The content of the device needs to be largely controlled by the enterprise
Carriers and OEMs appropriately try to make each device better – with richer content and better tools built on an increasingly
powerful and more complete Window Mobile 6.0 platform. This is music to the average consumer’s ears, , but if an enterprise wants
to run a mission-critical line-of-business application on a mobile device, then all of the fun stuff needs to come off of the
device. Instead, enterprise specific elements – security, device management, application content, support tools, update tools –
must be added and placed under the “control” of the IT organization. No one wants to mess with the basic connectivity for voice
and data, and some branding is fine, but mechanisms need to exist for the device to be loaded at the ROM level with the appropriate
enterprise content. We are working on this capability. It requires permission and partnership from many players, and then a
reliable, efficient and secure “factory” to create an enterprise-specific device that arrives ready for the end-user to be
up-and-running.
Selecting a mobile device for an enterprise has a different lifecycle expectation
Choosing a mobility platform for the enterprise is challenging. Deployments take longer and the shelf-life for devices most
likely needs to last longer than the shelf-life of consumer mobile devices. Yet today enterprises are expected to make platform
and device selections just as a consumer would, with as much visibility as a consumer. The enterprise planning horizon is
certainly longer and as a result enterprises need to be party to the longer term view and product roadmap. If you are planning
a major deployment in 90 days, you need to be able to select a device from everything that will be available in 90 days. As
a result, careful sharing of future product plans are part of what Enterprise Mobile is enabling for our customers.
On the flipside, the back-end of the lifecycle of a product also must be managed. If an enterprise is in the middle of a deployment, there is an expectation that the standard device for that deployment will continue to be available throughout the deployment, and for replacements. Yet in the consumer driven mobile market today, devices launch and disappear in an instant. A device emerges without warning (or an ability to plan for it), and it disappears (“goes end of life”) just as quickly. If you plan together with Enterprise Mobile, we can match a device’s lifecycle to your requirements.
Mobile devices need to be more secure and manageable than other technologies
Customers consistently underscore the immense concerns around security and manageability when considering mobile strategies.
Because of the dispersed nature of mobility, company policy requires much tighter controls for this environment than other
technology platforms.
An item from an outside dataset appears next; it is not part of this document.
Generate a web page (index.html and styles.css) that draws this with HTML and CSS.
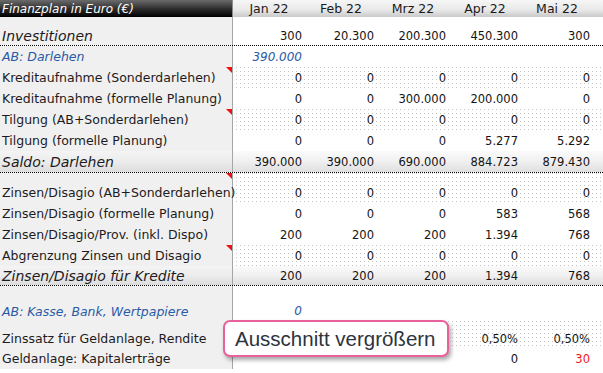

If it isn’t manageable, it isn’t getting in the door of an enterprise.
Depending on the applications, industry and compliance requirements, enterprises need various levels of security, encryption, authentication and audit ability. Certain function will be allowed on the devices and others must be removed. The mobile device rules and regulations must be controlled with IT managed tools, per the security rules of the company. Any device that is expected to be sold into enterprises needs to be ready for this kind of IT management. Device management is a requirement. Enterprise Mobile provides expertise, best practices, and tools to deliver on these requirements.
The initial and ongoing service requirements for mobility in an enterprise are daunting
Service failures can kill a project’s return and in the mobility space, service is a huge challenge.
Just figuring out where to go with an issue can be a puzzle. Is the technical issue the responsibility of the carrier, the device manufacturer, the ISV, or Microsoft?
Dealing with activation or billing issue with a carrier can be a huge time sink, with very little value add in the transaction. Extend that over thousands of devices and the resource requirements can be overwhelming.
How much internal expertise should be brought in-house? With a new technology, knowledgeable people are nearly impossible to find and can be very expensive.
Enterprise Mobile has worked with enterprises to develop a consistent, manageable, controllable and high quality service capability that we deliver in partnership with our customers. We can deliver these services on a per transaction basis, or as we perceive our customers prefer, on a per-device per-month basis. The scope of our services include, at the discretion of a particular customer, procurement and supply chain services, warranty, support (level 1 and level 2), carrier transactions, and device management. We are a highly operationally focused company, with clear service level expectations and deliverables, as enterprises expect with any technology supplier.